II. Days of Lot.—When we consider the days of Lot we find much the same characteristics as those which marked the days of Noah. A difference between the days of Noah and Lot is remarkable when we contrast the characters of these two men. Noah was a sincere man, walking with God, wholly consecrated to His service, separated from the evil world. With Lot it was different. He was a just man, vexed at the sinfulness around him, but this is almost all that can be said. There is nothing very lovely in his character. He was weak and selfish, a moral coward.

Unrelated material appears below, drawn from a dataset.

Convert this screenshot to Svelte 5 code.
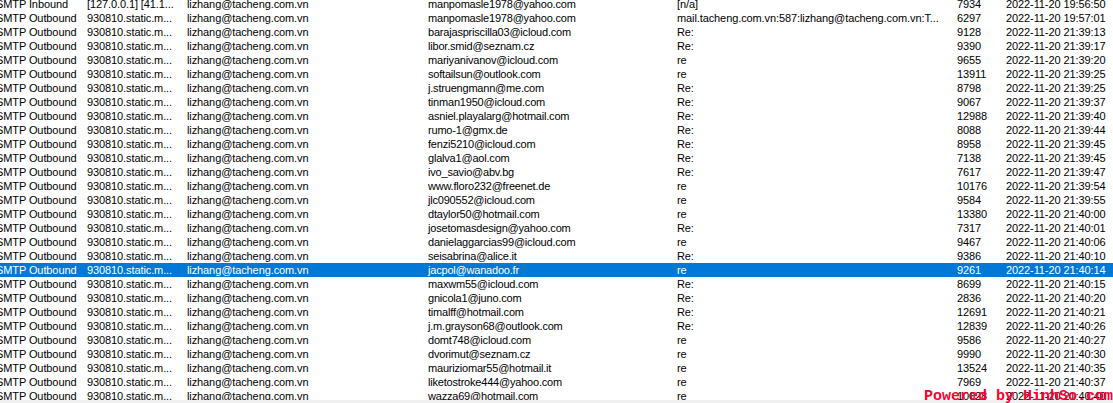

III. The day of the Son of Man.—And Christ says, As it was of Noah and Lot, ‘even thus shall it be in the day when the Son of Man is revealed.’ Thus—following our line of thought—we may expect that that day will be marked by abounding and widespread wickedness. There will be less sanctity surrounding the marriage state and family life; lawlessness will abound; unbelief will increase and men will scoff at the threatenings of judgments. And as it was in the days of Noah and Lot, so in that coming day it will be seen that the love and mercy of God have been fully manifested, yea, more fully than in the former days. Deliverance has been brought within the reach of man, not by a material ark or an angel, but by the eternal Son of God, incarnate for man.
Rev. Dr. Noyes.
Illustration
‘The ark itself was a token of God’s mercy, telling of a place of deliverance. Every plank added to the ark was a call to men to repentance and faith in God. Its extraordinary size, the length of time in which it was building—these were God’s warnings given in mercy to a guilty world that a day of judgment must come. Some during the one hundred and twenty years may have believed and died in faith; but it would seem at the time of the Flood there were none found faithful but Noah and those who entered with him into the ark. And so if the world was to be saved the corrupt must be destroyed. ‘The cause of righteousness had at length but one efficient representative in the person of Noah, and he, much like “a lodge in a garden of cucumbers—like a besieged city’—the object of profane mockery and scorn, taunted, reviled, plied with every weapon fitted to overcome his constancy, and if not in himself, at least in his family, in danger of suffering shipwreck amid the swelling wave of wickedness around him. It was to save him, and with him the cause of God, from this source of imminent danger and perdition that the Flood was sent; and it could only do so by effectually separating between him and the seed of evildoers, engulphing them in ruin, and sustaining him in his temporary home.’